The Supreme Court dealt a major blow to affirmative action policies across the country Tuesday, upholding a Michigan voter initiative that banned factoring race into the state’s public university admissions programs.
The justices ruled 6-2 that the affirmative action ban, approved by voters in 2006, allowed Michigan the right to prohibit public colleges and universities from using race, ethnicity or gender as a factor for admissions. A lower federal court struck down the ban last year.
In his majority opinion, Justice Anthony Kennedy said the court did not have the authority to throw out the election results of the voter-approved initiative. Those joining the majority decision — Chief Justice John Roberts and Justices Stephen Breyer, Samuel Alito, Antonin Scalia and Clarence Thomas — stressed, however, that the ruling did not address the constitutionality of affirmative action itself.

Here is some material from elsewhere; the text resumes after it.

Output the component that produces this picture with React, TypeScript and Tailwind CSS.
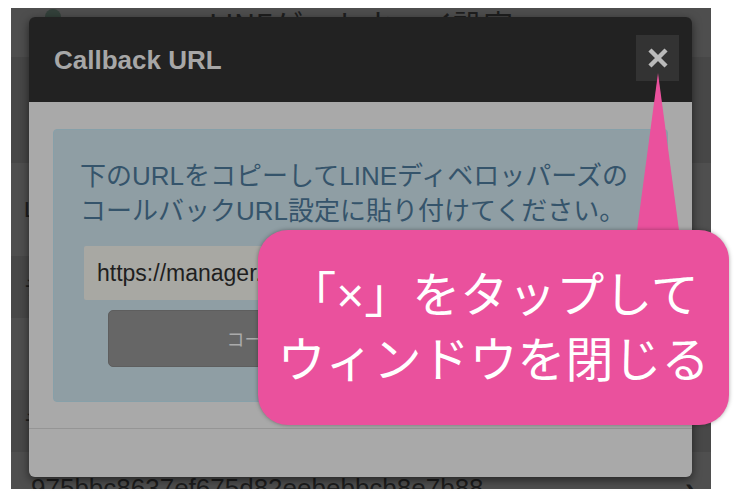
import React from "react";

function CloseIcon() {
  return (
    <svg width="20" height="20" viewBox="0 0 20 20">
      <path d="M3.5 3.5 L16.5 16.5 M16.5 3.5 L3.5 16.5" stroke="#bababa" strokeWidth="4.4" strokeLinecap="square" />
    </svg>
  );
}

function BackgroundPage() {
  return (
    <div className="w-[700px] h-[481px] overflow-hidden flex flex-col bg-[#4b4b4b] font-['Liberation_Sans','Noto_Sans_CJK_JP',sans-serif] text-[#1d1d1d]">
      <div className="h-[49px] shrink-0 bg-[#4e4e4e] relative flex justify-center">
        <span className="absolute left-[34px] top-[1px] w-[16px] h-[16px] rounded-full bg-[#33403a]"></span>
        <span className="text-[30px] leading-[30px] font-['Noto_Sans_CJK_JP',sans-serif] text-[#1e1e1e]">LINEゲートウェイ設定</span>
      </div>
      <div className="h-[106px] shrink-0 bg-[#474747]"></div>
      <div className="h-[93px] shrink-0 bg-[#4f4f4f] flex items-center px-[13px] text-[22px]">LINE Channel ID</div>
      <div className="h-[62px] shrink-0 bg-[#484848] flex items-center px-[13px] text-[22px]">チャネルID</div>
      <div className="h-[72px] shrink-0 bg-[#4f4f4f]"></div>
      <div className="h-[62px] shrink-0 bg-[#484848] flex items-center px-[13px] text-[22px]">チャネルシークレット</div>
      <div className="h-[60px] shrink-0 bg-[#4f4f4f] flex items-start justify-between pl-[20px] pr-[16px] pt-[21px] text-[26px] leading-[30px]">
        <span>975bbc8637ef675d82eebebbcb8e7b88</span>
        <span className="text-[30px] font-bold">›</span>
      </div>
    </div>
  );
}

function Modal() {
  return (
    <div className="absolute left-[29px] top-[17px] w-[663px] h-[460px] rounded-[6px] overflow-hidden shadow-[0_3px_10px_rgba(0,0,0,0.55)] flex flex-col">
      <div className="h-[85px] shrink-0 bg-[#222222] flex items-center justify-between pl-[25px] pr-[13px]">
        <h2 className="text-[26px] font-bold text-[#a7a7a7] font-['Liberation_Sans',sans-serif] leading-none">Callback URL</h2>
        <button className="w-[43px] h-[46px] -mt-[3px] bg-[#333333] flex items-center justify-center">
          <CloseIcon />
        </button>
      </div>
      <div className="h-[326px] shrink-0 bg-[#a9a9a9] px-[24px] pt-[27px] pb-[26px]">
        <div className="h-[273px] border border-[#87a0a9] rounded-[4px] bg-[#8f9ea4] px-[26px] pt-[29px] pb-[34px] flex flex-col">
          <p className="text-[26px] leading-[35px] text-[#35546b] font-['Liberation_Sans','Noto_Sans_CJK_JP',sans-serif] whitespace-nowrap">
            下のURLをコピーしてLINEディベロッパーズの
            <br />
            コールバックURL設定に貼り付けてください。
          </p>
          <div className="mt-[17px] mx-[4px] h-[54px] shrink-0 bg-[#a8a8a3] rounded-[2px] flex items-center px-[13px] overflow-hidden">
            <span className="text-[23px] text-[#1f1f1f] font-['Liberation_Sans',sans-serif] whitespace-nowrap">https://manager.example.jp/line/callback</span>
          </div>
          <button className="mt-[10px] mx-[28px] h-[57px] shrink-0 rounded-[5px] bg-[#666666] text-[18px] text-[#ababab] font-['Noto_Sans_CJK_JP',sans-serif] border border-[#5e5e5e]">
            コールバックURLをコピーします
          </button>
        </div>
      </div>
      <div className="flex-1 bg-[#a9a9a9] border-t border-[#959595]"></div>
    </div>
  );
}

function Callout() {
  return (
    <>
      <svg className="absolute left-[630px] top-[70px]" width="56" height="170" viewBox="0 0 56 170">
        <polygon points="28,3 6,168 50,168" fill="#ea519d" />
      </svg>
      <div className="absolute left-[258px] top-[230px] w-[471px] h-[195px] rounded-[30px] bg-[#ea519d] shadow-[0_0_4px_rgba(0,0,0,0.35)] flex flex-col items-center justify-center pb-[8px] text-white text-[48px] leading-[60px] font-['Noto_Sans_CJK_JP',sans-serif]">
        <span>
          「<span className="font-['Liberation_Sans',sans-serif]">×</span>」をタップして
        </span>
        <span>ウィンドウを閉じる</span>
      </div>
    </>
  );
}

export default function App() {
  return (
    <div className="relative w-[740px] h-[498px] bg-white overflow-hidden pt-[8px] pl-[11px]">
      <BackgroundPage />
      <Modal />
      <Callout />
    </div>
  );
}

“This case is not about how the debate about racial preferences should be resolved,” Kennedy wrote in his opinion. “It is about who may resolve it. There is no authority in the Constitution of the United States or in this court’s precedents for the judiciary to set aside Michigan laws that commit this policy determination to the voters.”
Justice Ruth Bader Ginsburg joined Justice Sonia Sotomayor in her dissent, arguing the decision infringed on the rights of minorities. Justice Elena Kagan did not take part in the case, likely because she weighed in on the issue earlier while she served in the Justice Department.

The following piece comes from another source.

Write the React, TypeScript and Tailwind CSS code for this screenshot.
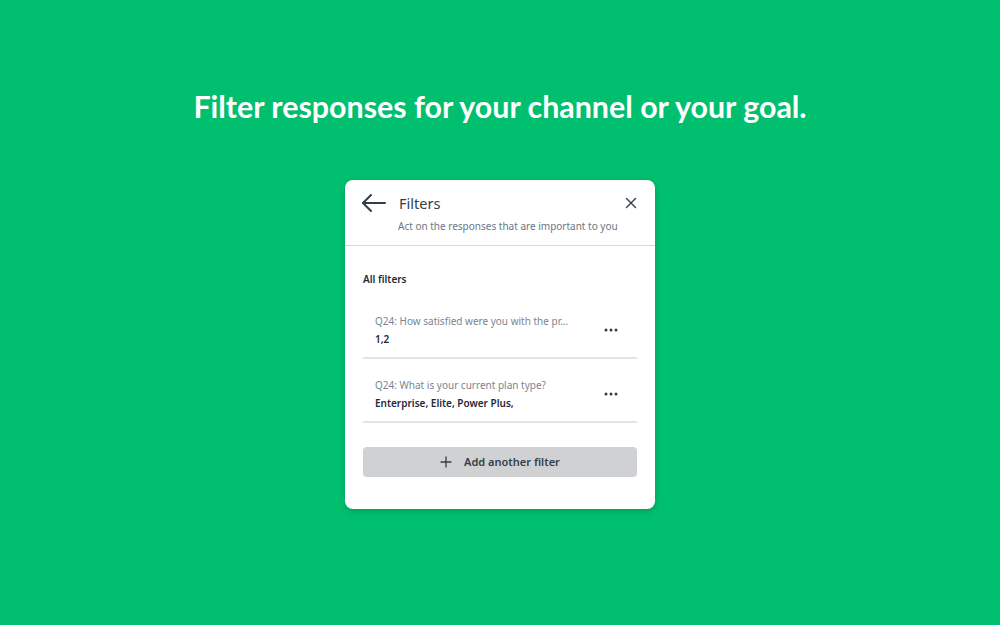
import React from 'react';

const filters = [
  { question: 'Q24: How satisfied were you with the pr...', answer: '1,2' },
  { question: 'Q24: What is your current plan type?', answer: 'Enterprise, Elite, Power Plus,' },
];

function Dots() {
  return (
    <svg width="14" height="4" viewBox="0 0 14 4" className="text-[#333e48]">
      <circle cx="2" cy="2" r="1.5" fill="currentColor" />
      <circle cx="7" cy="2" r="1.5" fill="currentColor" />
      <circle cx="12" cy="2" r="1.5" fill="currentColor" />
    </svg>
  );
}

export default function App() {
  return (
    <div className="w-[1000px] h-[625px] bg-[#00bf6f] flex flex-col items-center overflow-hidden">
      <h1 className="mt-[86px] text-white text-[30.4px] font-bold leading-[40px] font-['Lato',sans-serif]">
        Filter responses for your channel or your goal.
      </h1>

      <div className="mt-[54px] w-[310px] bg-white rounded-lg shadow-[0_2px_6px_rgba(0,0,0,0.18)] font-['Noto_Sans',sans-serif] text-[#333e48]">
        <div className="px-4 pt-[13px] pb-[11px] border-b border-[#d6d8da]">
          <div className="flex items-center">
            <svg width="26" height="20" viewBox="0 0 26 20" fill="none" stroke="#333e48" strokeWidth="2" strokeLinecap="round" strokeLinejoin="round">
              <path d="M24 10H2" />
              <path d="M10 2L2 10l8 8" />
            </svg>
            <span className="ml-[12px] text-[14.5px] leading-5">Filters</span>
            <svg className="ml-auto mr-[2px]" width="12" height="12" viewBox="0 0 12 12" stroke="#333e48" strokeWidth="1.4" strokeLinecap="round">
              <path d="M1.5 1.5l9 9M10.5 1.5l-9 9" />
            </svg>
          </div>
          <p className="ml-[37px] mt-[5px] text-[10px] leading-4 text-[#6b7787]">
            Act on the responses that are important to you
          </p>
        </div>

        <div className="px-[18px] pt-[25px] pb-[32px]">
          <p className="text-[10px] font-semibold text-[#1f2a36] leading-4">All filters</p>
          <div className="mt-[8px]">
            {filters.map((f) => (
              <div key={f.question} className="flex items-center pl-3 pr-[19px] pt-[18px] pb-[10px] border-b-2 border-[#e4e5e7]">
                <div className="flex-1 min-w-0">
                  <p className="text-[10px] leading-4 text-[#7b8591] truncate">{f.question}</p>
                  <p className="mt-[2px] text-[10px] leading-4 font-semibold text-[#1f2a36]">{f.answer}</p>
                </div>
                <Dots />
              </div>
            ))}
          </div>
          <button className="mt-[24px] w-full h-[30px] rounded bg-[#d0d1d3] flex items-center justify-center gap-[12px] text-[11px] font-semibold text-[#333e48]">
            <svg width="12" height="12" viewBox="0 0 12 12" stroke="#333e48" strokeWidth="1.3" strokeLinecap="round">
              <path d="M6 1v10M1 6h10" />
            </svg>
            Add another filter
          </button>
        </div>
      </div>
    </div>
  );
}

“The Constitution does not protect racial minorities from political defeat,” Sotomayor said in her dissent, read before the courtroom Tuesday. “But neither does it give the majority free rein to erect selective barriers against racial minorities.”
“Today’s decision eviscerates an important strand of our equal protection jurisprudence,” Sotomayor concluded. “For members of historically marginalized groups, which rely on the federal courts to protect their constitutional rights, the decision can hardly bolster hope for a vision of democracy that preserves for all the right to participate meaningfully and equally in self-government.”
Michigan is where the Supreme Court decided in 2003 that colleges and universities could promote greater diversity on campuses by taking race into account during the admissions process. Just three years later, 58% of voters in Michigan approved Proposal Two, changing the state Constitution to prohibit racial considerations. In 2012, the 6th U.S. Circuit Court of Appeals ruled that the initiative violated the Constitution’s equal clause protection and that altering the political process was discriminatory in disfavoring minorities who seek change.